I took notes again. I rarely take notes during a performance, but I kind of liked it. My muscle memory tells me if I have a note pad and pen in hand and there is a performance in front of me, I need to be taking notes on moments that worked, or didn’t make sense. Y’know, so I could share those things with the creative team and they could take them or leave them. Of course, that’s usually in the process of making work, and when I find myself with that notepad and pen during a performance I have a hard time differing from my programming. It also puts me in a place of criticism, rather than able to be entertained.
Last week I took notes too and my blog kind of read like a critical feedback session. I didn’t really like that so much. I mean, it just felt weird to be critical at that point in the process. Who knows if criticism is proper, or what the best format should be, it’s a big topic, and I’m not ready to go there. Anyway, as I took notes this time something happened mid way thru Cathy Wrights piece, my notes started to change. They started to become more like a chronicle of ideas that the images in front of me reminded me of, and then I went on little mental voyages about a different idea. For instance the opening images reminded me of a Brothers Grimm meets Disney movie on LSD meets Modern dance that Harry Potter might stumble into on Diagon Alley. Dark, foreboding, moody, stylized. And that took me on a little journey about what modern dance would look like at Hogwarts, or how Rapunzel might behave on a bad hair day. It was actually really nice to have that space to free associate from the ideas, images, and sounds in front of me and not worry about being present for the artist. It was super selfish, and I have to admit, I think everyone should try it at some point.
There were things that I thought worked really well. The technique of the performers was outstanding, their commitment to the choreography, interesting movement, and definite intention behind the eyes of the performers kept the piece engaging.

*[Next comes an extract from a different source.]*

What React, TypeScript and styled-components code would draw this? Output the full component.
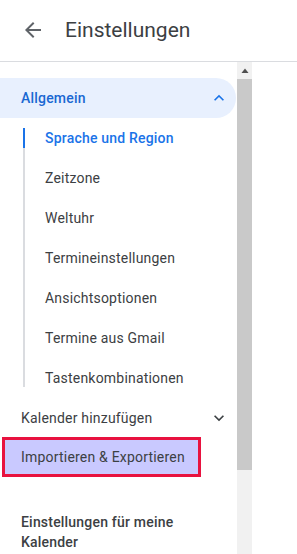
import { FC } from "react";
import styled, { createGlobalStyle } from "styled-components";

const GlobalStyle = createGlobalStyle`
  html, body {
    margin: 0;
    padding: 0;
    background: #fff;
    font-family: Roboto, "Liberation Sans", Arial, sans-serif;
    -webkit-font-smoothing: antialiased;
  }
`;

const subItems = [
  "Sprache und Region",
  "Zeitzone",
  "Weltuhr",
  "Termineinstellungen",
  "Ansichtsoptionen",
  "Termine aus Gmail",
  "Tastenkombinationen",
];

const ChevronUp: FC<{ color: string }> = ({ color }) => (
  <svg width="20" height="20" viewBox="0 0 24 24" fill={color}>
    <path d="M12 8l-6 6 1.41 1.41L12 10.83l4.59 4.58L18 14z" />
  </svg>
);

const ChevronDown: FC<{ color: string }> = ({ color }) => (
  <svg width="20" height="20" viewBox="0 0 24 24" fill={color}>
    <path d="M16.59 8.59L12 13.17 7.41 8.59 6 10l6 6 6-6z" />
  </svg>
);

const App: FC = () => {
  return (
    <>
      <GlobalStyle />
      <Page>
        <Header>
          <BackButton>
            <svg width="24" height="24" viewBox="0 0 24 24" fill="#5f6368">
              <path d="M20 11H7.83l5.59-5.59L12 4l-8 8 8 8 1.41-1.41L7.83 13H20v-2z" />
            </svg>
          </BackButton>
          <Title>Einstellungen</Title>
        </Header>

        <Body>
          <Nav>
            <SectionRow $active>
              <span>Allgemein</span>
              <ChevronUp color="#1a73e8" />
            </SectionRow>

            <SubList>
              {subItems.map((item, index) => (
                <SubItem key={item} $active={index === 0}>
                  {item}
                </SubItem>
              ))}
            </SubList>

            <SectionRow>
              <span>Kalender hinzufügen</span>
              <ChevronDown color="#3c4043" />
            </SectionRow>

            <HighlightedItem>Importieren &amp; Exportieren</HighlightedItem>

            <GroupTitle>Einstellungen für meine Kalender</GroupTitle>
          </Nav>

          <Scrollbar>
            <ScrollButton>
              <svg width="8" height="6" viewBox="0 0 8 6" fill="#505050">
                <path d="M4 0.5L7.5 5H0.5z" />
              </svg>
            </ScrollButton>
            <ScrollThumb />
            <ScrollTrack />
          </Scrollbar>

          <Main />
        </Body>
      </Page>
    </>
  );
};

export default App;

const Page = styled.div`
  height: 100vh;
  display: flex;
  flex-direction: column;
  overflow: hidden;
`;

const Header = styled.header`
  height: 61px;
  flex-shrink: 0;
  display: flex;
  align-items: center;
  padding-left: 21px;
  gap: 20px;
  border-bottom: 1px solid #dadce0;
`;

const BackButton = styled.div`
  width: 24px;
  height: 24px;
  display: flex;
  margin-top: -2px;
`;

const Title = styled.h1`
  margin: 0 0 2px 0;
  font-size: 21px;
  font-weight: 400;
  color: #3c4043;
`;

const Body = styled.div`
  flex: 1;
  display: flex;
  min-height: 0;
`;

const Nav = styled.nav`
  width: 237px;
  flex-shrink: 0;
  padding-top: 16px;
  display: flex;
  flex-direction: column;
  overflow: hidden;
  letter-spacing: 0.2px;
`;

const SectionRow = styled.div<{ $active?: boolean }>`
  height: 40px;
  flex-shrink: 0;
  margin-right: 1px;
  display: flex;
  align-items: center;
  justify-content: space-between;
  padding: 0 7px 0 21px;
  font-size: 14px;
  font-weight: ${(p) => (p.$active ? 500 : 400)};
  color: ${(p) => (p.$active ? "#1967d2" : "#3c4043")};
  background: ${(p) => (p.$active ? "#e8f0fe" : "transparent")};
  border-radius: 0 20px 20px 0;

  svg {
    flex-shrink: 0;
  }
`;

const SubList = styled.div`
  position: relative;
  display: flex;
  flex-direction: column;

  &::before {
    content: "";
    position: absolute;
    left: 23px;
    top: 10px;
    bottom: 11px;
    width: 2px;
    background: #dadce0;
  }
`;

const SubItem = styled.div<{ $active?: boolean }>`
  position: relative;
  height: 40px;
  flex-shrink: 0;
  display: flex;
  align-items: center;
  padding-left: 45px;
  font-size: 14px;
  font-weight: ${(p) => (p.$active ? 500 : 400)};
  color: ${(p) => (p.$active ? "#1a73e8" : "#3c4043")};

  &::before {
    content: "";
    display: ${(p) => (p.$active ? "block" : "none")};
    position: absolute;
    left: 23px;
    top: 10px;
    width: 2px;
    height: 20px;
    background: #1a73e8;
  }
`;

const HighlightedItem = styled.div`
  height: 34px;
  flex-shrink: 0;
  width: 177px;
  margin: -1px 0 0 2px;
  display: flex;
  align-items: center;
  padding-left: 16px;
  background: #c9c9ff;
  border: 3px solid #e8123f;
  font-size: 14px;
  color: #3c4043;
`;

const GroupTitle = styled.div`
  margin-top: 35px;
  padding: 0 40px 0 21px;
  font-size: 14px;
  font-weight: 500;
  line-height: 20px;
  color: #3c4043;
`;

const Scrollbar = styled.div`
  width: 15px;
  flex-shrink: 0;
  display: flex;
  flex-direction: column;
  background: #f1f1f1;
`;

const ScrollButton = styled.div`
  height: 17px;
  display: flex;
  align-items: center;
  justify-content: center;
`;

const ScrollThumb = styled.div`
  height: 391px;
  background: #c9c9c9;
`;

const ScrollTrack = styled.div`
  flex: 1;
`;

const Main = styled.main`
  flex: 1;
  background: #fff;
`;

In the men’s trio, there was a very violent mood in that piece. It worked well, and I was happy to see a clear point of view. I wondered what it would be like to see the same movement with music that had a different, lighter, tone. Or to hear three instruments, like cello, piano, and oboe converse with each other, while these warrior-like ravers battled with each other.
I went on a little mind trip with the piece with the five women. Reminded me of the Devil Wears Prada, co tour fashion industry, ritual, and reliance upon others.
Usually blackouts really take me out of the performance, and the use of so many blackouts did that a bit for me, but Cathy set up that there would be that convention in the beginning, so it didn’t bother me too much. It also gave permission to allow my mind to wander and come back to the piece and go off again. I wasn’t bored. Don’t be confused. I was engaged the whole time; I just free-associated from the show and back again. I had a great time.
Cathy’s piece ended really well. I would have liked to see Cathy’s character break from the confines of that small movement and really eat up the stage, but despite that, the music, movement, and video came together at the very end and left me very satisfied.
I didn’t take any notes for Off Leah Area’s show. I wanted to see what my experience would be after critical notes, free associative notes, and now, no notes.
Well, I remember it pretty well despite not taking notes. I wasn’t reminded of Harry Potter, or magical Kingdoms or enchanted forests, and my mind wandered less directly than when I took tabs of where my mind went. I was reminded of other biographies/portraits of Andy Warhol I’ve seen, and I thought about other shows I’ve seen that dealt with an artist’s life, or about art itself. I think it’s really hard to do. To make art about art (or artists). It always seems self-indulgent somehow. (No matter how well done and how gripping the story) and I understand it’s not a portrayal, but rather an inspiration, and I tried to be open, but since that is my preconceived view toward work inspired by art or artists, it was hard to shake.
Paul Herwig did a great job of fusing Warhol-esqe qualities with his own, and Katie Kaufman’s news reporter was fleshed out and human. The four more dance-oriented characters were full of great intention and existed as individual characters, not just a populous chorus. This was nice to see.
There were lots of great themes that exist beyond the world of Andy Warhol, such as American’s pre-occupation with fame, idolizing drug users and negative behavior, the effects of fame, the human desire for power, blind idolatry, and the big one . . . popularity.
It’s funny, last weekend; the shows had really strong and evocative beginnings. This weekend the shows had really strong and evocative endings. I wondered what would have happened if the Off Leash show started at the end. So I guess with this piece, my little mind voyage begins at the end. With a society that worships and idolizes a ridiculous man. A society that feels stuck and unable to be go against the mainstream. A society that has incased its frozen idol as much as it has incased it self.
A big thought I am left with after these two weeks is my sincere desire to see work that is specific and downright fun. I’m talking creative and playful like when we were kids and whole worlds existed out of cardboard boxes and blankets or whatever else was handy. (We had a lot of cardboard boxes and blankets maybe you had a lot of bubble wrap and Teflon pans, it doesn’t matter) Work that comes out of a playfulness for us as creators, but with the wholehearted intention of including others in the magical world we create for them.